The petition is denied for failure to allege sufficient facts to support the issuance of a writ of mandamus.
NOTES
[1] Prior to amendment in 1973, sec. 57.06 (1) (a), Stats., in part, provided:
"The department may parole an inmate of the Wisconsin state prisons or any felon or any person serving at least one year or more in the Milwaukee county house of correction or a county reforestation camp organized under s. 56.07, when he has served the minimum term prescribed by statute for the offense (which shall be one year unless a greater minimum is prescribed by the statute defining the crime) or one-half of the maximum of an indeterminate term or 2 years, whichever is least . . . ."

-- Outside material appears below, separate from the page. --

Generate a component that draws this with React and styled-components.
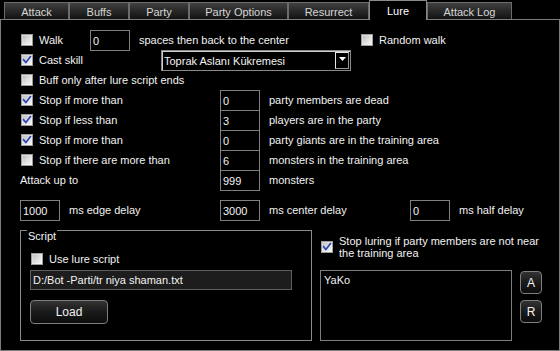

[2] As amended by sec. 300 of ch. 90, Laws of 1973, sec. 57.06 (1) (a), Stats., reads as follows:
"The department may parole an inmate of the Wisconsin state prisons or any felon or any person serving at least one year or more in the Milwaukee county house of correction or a county reforestation camp organized under s. 56.07, at any time if there is no minimum prescribed for the offense, or when he has served the minimum term prescribed by statute for the offense . . . ."
[3] In re Griffin (1965), 63 Cal. 2d 757, 48 Cal. Rptr. 183, 408 P.2d 959; Ex parte Alegria (Tex. Crim. App. 1971), 464 S.W.2d 868, 874; Goldsworthy v. Hannifin (1970), 86 Nev. 252, 468 P.2d 350, 352; Love v. Fitzharris (9th Cir. 1972), 460 Fed. 2d 382; Greenfield v. Scafati (D. C. Mass. 1967), 277 Fed. Supp. 644, 646, affirmed, 390 U.S. 713, 88 Sup. Ct. 1409, 20 L. Ed. 2d 250.

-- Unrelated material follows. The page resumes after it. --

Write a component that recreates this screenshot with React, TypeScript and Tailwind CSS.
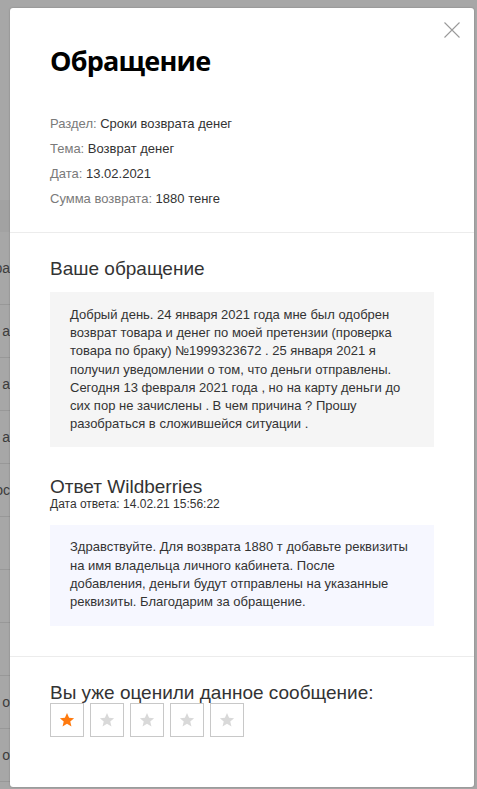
import React from "react";

const Star = ({ active }: { active: boolean }) => (
  <svg width="16" height="16" viewBox="0 0 24 24">
    <path
      d="M12 1.5l3.1 7.1 7.6.6-5.8 5 1.8 7.5L12 17.8l-6.7 3.9 1.8-7.5-5.8-5 7.6-.6z"
      fill={active ? "#ff7a0f" : "#d9d9d9"}
    />
  </svg>
);

const rows = ["ра", "а", "а", "а", "ос", "", "", "", "о", "о"];

export default function App() {
  return (
    <div
      className="relative h-[789px] w-[477px] overflow-hidden bg-[#a7a7a7]"
      style={{ fontFamily: '"Liberation Sans", Arial, sans-serif' }}
    >
      {/* underlying page (dimmed) */}
      <div className="flex flex-col w-[10px] overflow-hidden">
        <div className="h-[200px]" />
        <div className="h-[32px] bg-[#a2a2a2]" />
        {rows.map((t, i) => (
          <div
            key={i}
            className={`flex items-center justify-end border-b border-[#989898] text-[14px] text-[#3c3c3c] whitespace-nowrap ${i === 0 ? "h-[73px]" : "h-[53px]"}`}
          >
            {t}
          </div>
        ))}
      </div>

      {/* modal */}
      <div className="absolute left-[10px] top-[8px] w-[464px] h-[779px] rounded-[3px] bg-white shadow-[0_0_2px_rgba(0,0,0,0.25)]">
        <button className="absolute right-[14px] top-[14px] h-[16px] w-[16px]">
          <svg width="16" height="16" viewBox="0 0 16 16">
            <path d="M0.5 0.5L15.5 15.5M15.5 0.5L0.5 15.5" stroke="#9a9a9a" strokeWidth="1.1" fill="none" />
          </svg>
        </button>

        <div className="px-[40px] pt-[35px] pb-[21px] border-b border-[#ececec]">
          <h1
            className="text-[27px] leading-[36px] font-bold tracking-[-0.8px] text-black"
            style={{ fontFamily: '"Open Sans", "Noto Sans", sans-serif' }}
          >
            Обращение
          </h1>
          <div className="mt-[32px] flex flex-col text-[13px] leading-[25px]">
            <div><span className="text-[#7a7a7a]">Раздел: </span><span className="text-[#333]">Сроки возврата денег</span></div>
            <div><span className="text-[#7a7a7a]">Тема: </span><span className="text-[#333]">Возврат денег</span></div>
            <div><span className="text-[#7a7a7a]">Дата: </span><span className="text-[#333]">13.02.2021</span></div>
            <div><span className="text-[#7a7a7a]">Сумма возврата: </span><span className="text-[#333]">1880 тенге</span></div>
          </div>
        </div>

        <div className="px-[40px] pt-[24px] pb-[30px] border-b border-[#ececec]">
          <h2 className="text-[19px] leading-[24px] text-[#333]">Ваше обращение</h2>
          <div className="mt-[11px] bg-[#f5f5f5] pl-[20px] pr-[20px] pt-[14px] pb-[14px] text-[13px] leading-[18.2px] text-[#333]">
            Добрый день. 24 января 2021 года мне был одобрен возврат товара и денег по моей претензии (проверка товара по браку) №1999323672 . 25 января 2021 я получил уведомлении о том, что деньги отправлены. Сегодня 13 февраля 2021 года , но на карту деньги до сих пор не зачислены . В чем причина ? Прошу разобраться в сложившейся ситуации .
          </div>

          <h2 className="mt-[30px] text-[19px] leading-[20px] text-[#333]">Ответ Wildberries</h2>
          <div className="text-[12px] leading-[14px] text-[#333]">Дата ответа: 14.02.21 15:56:22</div>
          <div className="mt-[14px] bg-[#f6f7ff] pl-[20px] pr-[24px] pt-[13px] pb-[14px] text-[13px] leading-[18.3px] text-[#333]">
            Здравствуйте. Для возврата 1880 т добавьте реквизиты на имя владельца личного кабинета. После добавления, деньги будут отправлены на указанные реквизиты. Благодарим за обращение.
          </div>
        </div>

        <div className="px-[40px] pt-[26px]">
          <div className="text-[19px] leading-[20px] text-[#333]">Вы уже оценили данное сообщение:</div>
          <div className="flex gap-[6px]">
            {[0, 1, 2, 3, 4].map((i) => (
              <div key={i} className="flex h-[34px] w-[34px] items-center justify-center border border-[#c8c8c8]">
                <Star active={i === 0} />
              </div>
            ))}
          </div>
        </div>
      </div>
    </div>
  );
}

Contra: State ex rel. Koalska v. Swenson (1954), 243 Minn. 46, 66 N.W.2d 337, certiorari denied, 348 U.S. 908, 75 Sup. Ct. 308, 99 L. Ed. 712; Zink v. Lear (1953), 28 N. J. Super. 515, 101 A. 2d 72.
[4] State ex rel. Hake v. Burke (1963), 21 Wis. 2d 405, 410, 124 N.W.2d 457; Tyler v. State Department of Public Welfare (1963), 19 Wis. 2d 166, 173, 119 N.W.2d 460.